### What needs to be done
Please write the listing below out again exactly, leaving every picture behind.

[start Provided data]

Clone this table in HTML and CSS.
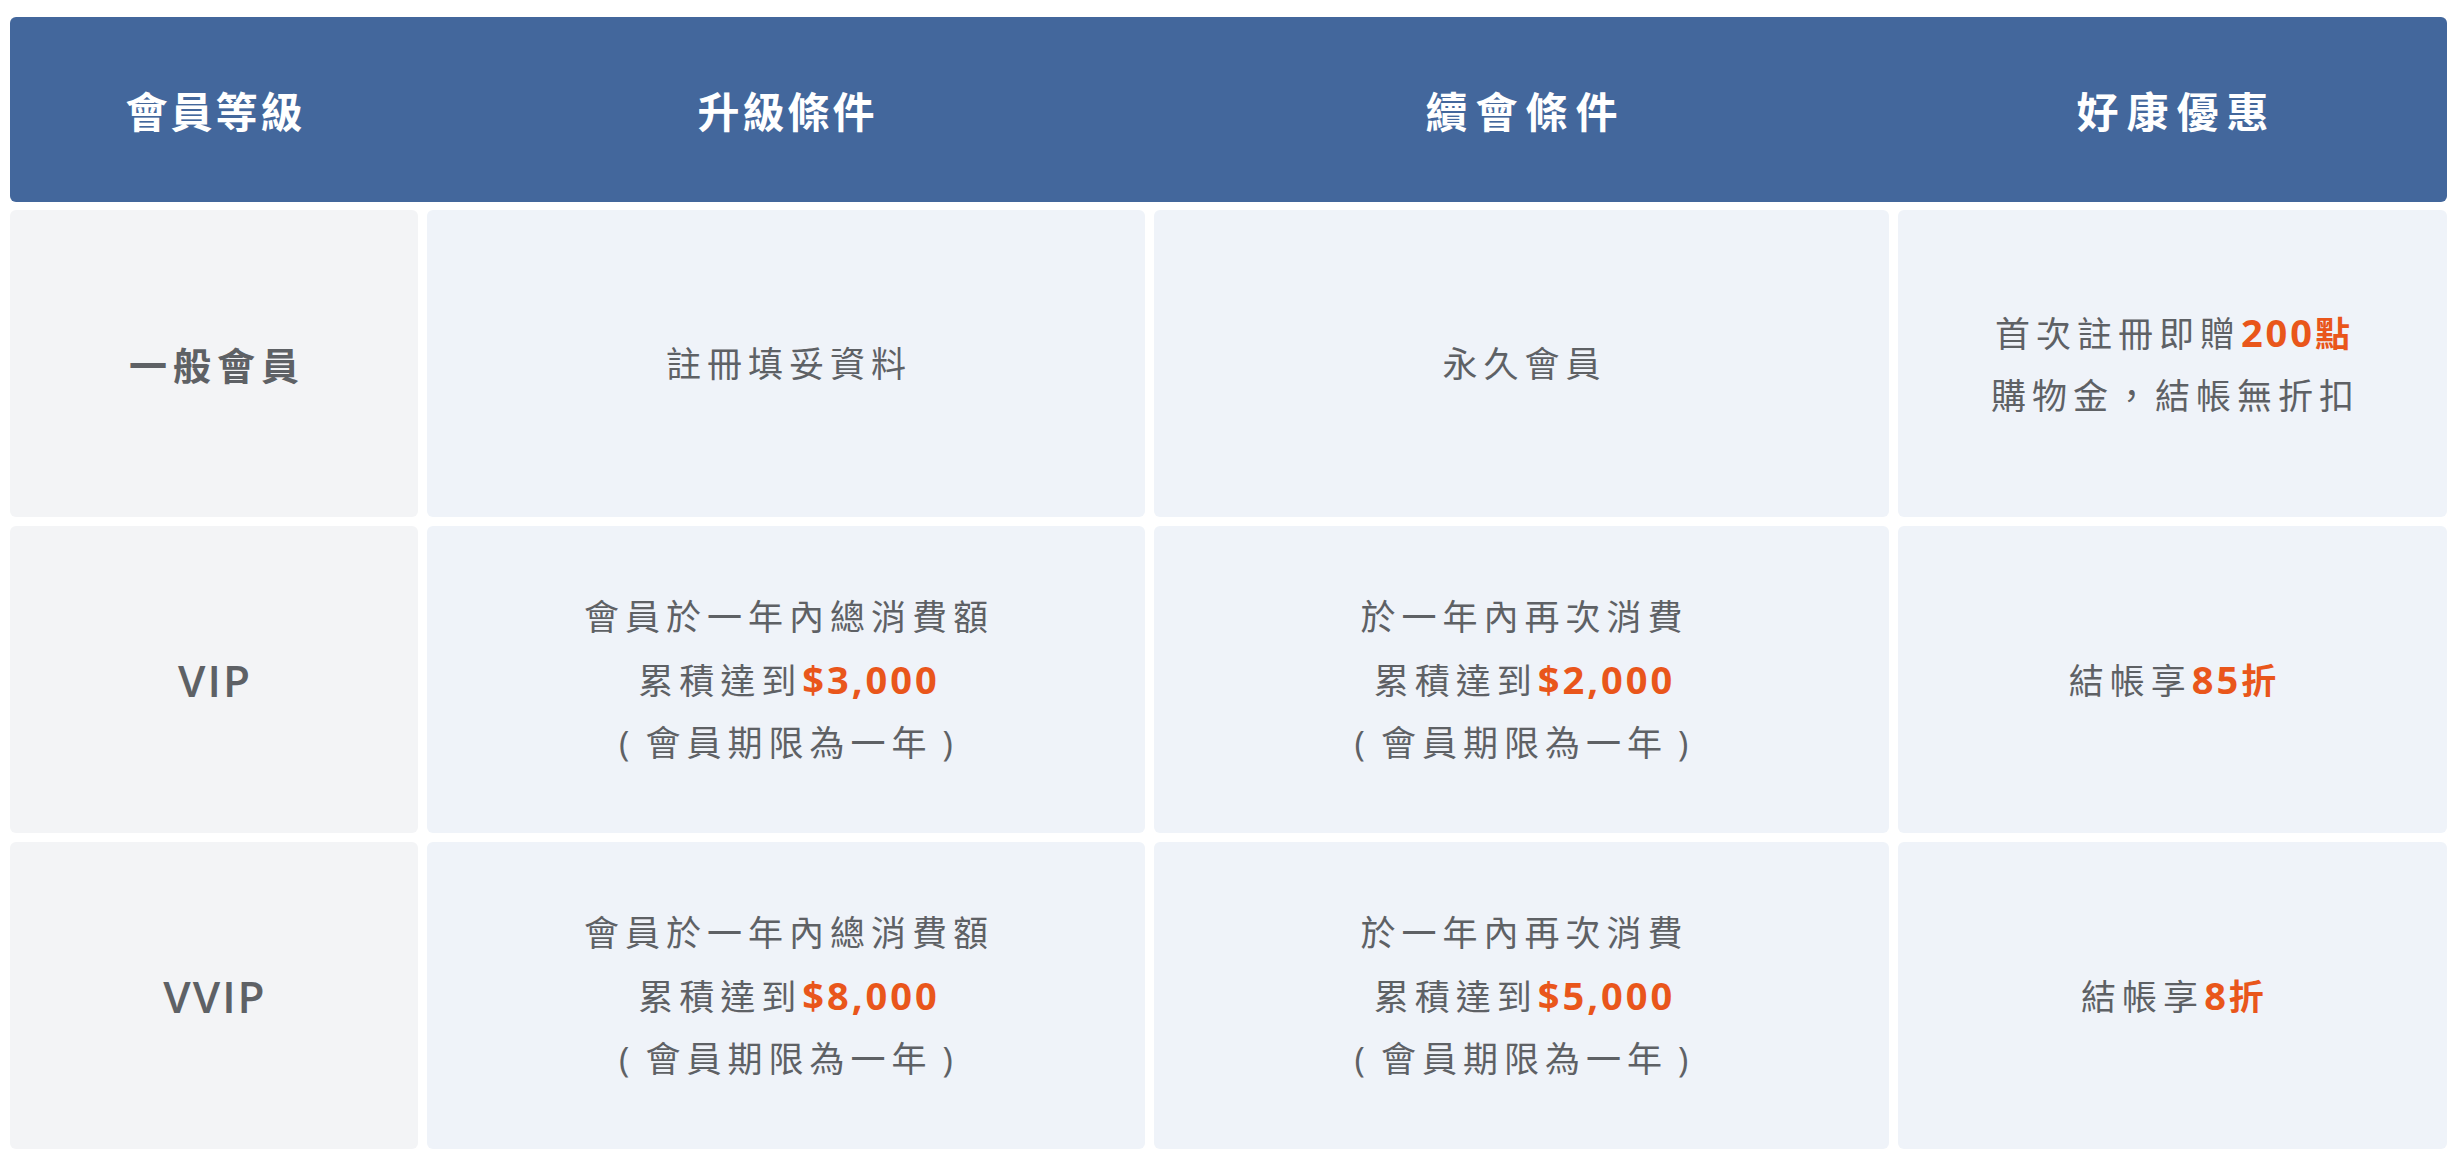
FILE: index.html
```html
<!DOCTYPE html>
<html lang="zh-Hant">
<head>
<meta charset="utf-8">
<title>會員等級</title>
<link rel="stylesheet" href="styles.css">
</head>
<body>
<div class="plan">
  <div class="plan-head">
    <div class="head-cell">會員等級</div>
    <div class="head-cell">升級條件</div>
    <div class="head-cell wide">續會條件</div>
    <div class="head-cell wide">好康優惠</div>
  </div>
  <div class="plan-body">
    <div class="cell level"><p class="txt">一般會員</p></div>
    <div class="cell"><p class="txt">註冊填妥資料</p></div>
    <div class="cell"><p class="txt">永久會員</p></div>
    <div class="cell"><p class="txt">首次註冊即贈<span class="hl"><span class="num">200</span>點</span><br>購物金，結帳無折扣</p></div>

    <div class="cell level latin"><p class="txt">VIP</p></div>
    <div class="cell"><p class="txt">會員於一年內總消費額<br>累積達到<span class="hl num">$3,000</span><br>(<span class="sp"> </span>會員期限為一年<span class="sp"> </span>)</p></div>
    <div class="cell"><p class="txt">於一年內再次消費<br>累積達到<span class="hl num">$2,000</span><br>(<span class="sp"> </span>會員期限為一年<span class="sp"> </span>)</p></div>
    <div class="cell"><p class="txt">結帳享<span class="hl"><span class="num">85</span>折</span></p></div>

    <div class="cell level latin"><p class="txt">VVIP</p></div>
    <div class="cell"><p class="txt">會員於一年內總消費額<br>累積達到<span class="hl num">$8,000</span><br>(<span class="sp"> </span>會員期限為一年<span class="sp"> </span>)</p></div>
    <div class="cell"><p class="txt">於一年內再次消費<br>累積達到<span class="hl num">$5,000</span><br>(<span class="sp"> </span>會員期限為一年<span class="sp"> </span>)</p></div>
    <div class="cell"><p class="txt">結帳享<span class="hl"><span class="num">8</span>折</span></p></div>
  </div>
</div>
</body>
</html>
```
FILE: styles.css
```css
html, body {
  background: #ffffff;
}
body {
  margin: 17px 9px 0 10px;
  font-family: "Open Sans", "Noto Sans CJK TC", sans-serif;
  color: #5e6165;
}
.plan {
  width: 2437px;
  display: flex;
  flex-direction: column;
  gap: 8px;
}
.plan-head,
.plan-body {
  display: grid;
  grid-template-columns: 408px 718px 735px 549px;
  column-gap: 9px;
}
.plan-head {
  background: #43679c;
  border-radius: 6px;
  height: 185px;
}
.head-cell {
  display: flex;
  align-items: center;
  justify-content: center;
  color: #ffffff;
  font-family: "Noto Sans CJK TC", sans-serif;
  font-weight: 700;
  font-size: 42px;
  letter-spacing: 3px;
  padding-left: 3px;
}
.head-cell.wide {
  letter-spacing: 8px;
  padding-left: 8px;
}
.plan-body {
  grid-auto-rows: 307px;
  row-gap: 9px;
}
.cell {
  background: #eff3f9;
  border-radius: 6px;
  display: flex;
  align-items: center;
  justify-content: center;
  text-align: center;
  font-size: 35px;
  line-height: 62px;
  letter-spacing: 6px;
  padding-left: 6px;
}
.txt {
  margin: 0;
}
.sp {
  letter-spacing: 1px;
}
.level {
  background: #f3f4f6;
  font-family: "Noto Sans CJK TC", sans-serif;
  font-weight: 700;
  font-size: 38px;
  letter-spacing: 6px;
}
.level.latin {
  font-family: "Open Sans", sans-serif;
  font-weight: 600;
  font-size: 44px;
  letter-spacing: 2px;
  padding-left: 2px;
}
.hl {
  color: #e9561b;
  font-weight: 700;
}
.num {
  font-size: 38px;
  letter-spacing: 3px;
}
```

[end Provided data]

### Written answer
Clone this table in HTML and CSS.
FILE: index.html
```html
<!DOCTYPE html>
<html lang="zh-Hant">
<head>
<meta charset="utf-8">
<title>會員等級</title>
<link rel="stylesheet" href="styles.css">
</head>
<body>
<div class="plan">
  <div class="plan-head">
    <div class="head-cell">會員等級</div>
    <div class="head-cell">升級條件</div>
    <div class="head-cell wide">續會條件</div>
    <div class="head-cell wide">好康優惠</div>
  </div>
  <div class="plan-body">
    <div class="cell level"><p class="txt">一般會員</p></div>
    <div class="cell"><p class="txt">註冊填妥資料</p></div>
    <div class="cell"><p class="txt">永久會員</p></div>
    <div class="cell"><p class="txt">首次註冊即贈<span class="hl"><span class="num">200</span>點</span><br>購物金，結帳無折扣</p></div>

    <div class="cell level latin"><p class="txt">VIP</p></div>
    <div class="cell"><p class="txt">會員於一年內總消費額<br>累積達到<span class="hl num">$3,000</span><br>(<span class="sp"> </span>會員期限為一年<span class="sp"> </span>)</p></div>
    <div class="cell"><p class="txt">於一年內再次消費<br>累積達到<span class="hl num">$2,000</span><br>(<span class="sp"> </span>會員期限為一年<span class="sp"> </span>)</p></div>
    <div class="cell"><p class="txt">結帳享<span class="hl"><span class="num">85</span>折</span></p></div>

    <div class="cell level latin"><p class="txt">VVIP</p></div>
    <div class="cell"><p class="txt">會員於一年內總消費額<br>累積達到<span class="hl num">$8,000</span><br>(<span class="sp"> </span>會員期限為一年<span class="sp"> </span>)</p></div>
    <div class="cell"><p class="txt">於一年內再次消費<br>累積達到<span class="hl num">$5,000</span><br>(<span class="sp"> </span>會員期限為一年<span class="sp"> </span>)</p></div>
    <div class="cell"><p class="txt">結帳享<span class="hl"><span class="num">8</span>折</span></p></div>
  </div>
</div>
</body>
</html>
```
FILE: styles.css
```css
html, body {
  background: #ffffff;
}
body {
  margin: 17px 9px 0 10px;
  font-family: "Open Sans", "Noto Sans CJK TC", sans-serif;
  color: #5e6165;
}
.plan {
  width: 2437px;
  display: flex;
  flex-direction: column;
  gap: 8px;
}
.plan-head,
.plan-body {
  display: grid;
  grid-template-columns: 408px 718px 735px 549px;
  column-gap: 9px;
}
.plan-head {
  background: #43679c;
  border-radius: 6px;
  height: 185px;
}
.head-cell {
  display: flex;
  align-items: center;
  justify-content: center;
  color: #ffffff;
  font-family: "Noto Sans CJK TC", sans-serif;
  font-weight: 700;
  font-size: 42px;
  letter-spacing: 3px;
  padding-left: 3px;
}
.head-cell.wide {
  letter-spacing: 8px;
  padding-left: 8px;
}
.plan-body {
  grid-auto-rows: 307px;
  row-gap: 9px;
}
.cell {
  background: #eff3f9;
  border-radius: 6px;
  display: flex;
  align-items: center;
  justify-content: center;
  text-align: center;
  font-size: 35px;
  line-height: 62px;
  letter-spacing: 6px;
  padding-left: 6px;
}
.txt {
  margin: 0;
}
.sp {
  letter-spacing: 1px;
}
.level {
  background: #f3f4f6;
  font-family: "Noto Sans CJK TC", sans-serif;
  font-weight: 700;
  font-size: 38px;
  letter-spacing: 6px;
}
.level.latin {
  font-family: "Open Sans", sans-serif;
  font-weight: 600;
  font-size: 44px;
  letter-spacing: 2px;
  padding-left: 2px;
}
.hl {
  color: #e9561b;
  font-weight: 700;
}
.num {
  font-size: 38px;
  letter-spacing: 3px;
}
```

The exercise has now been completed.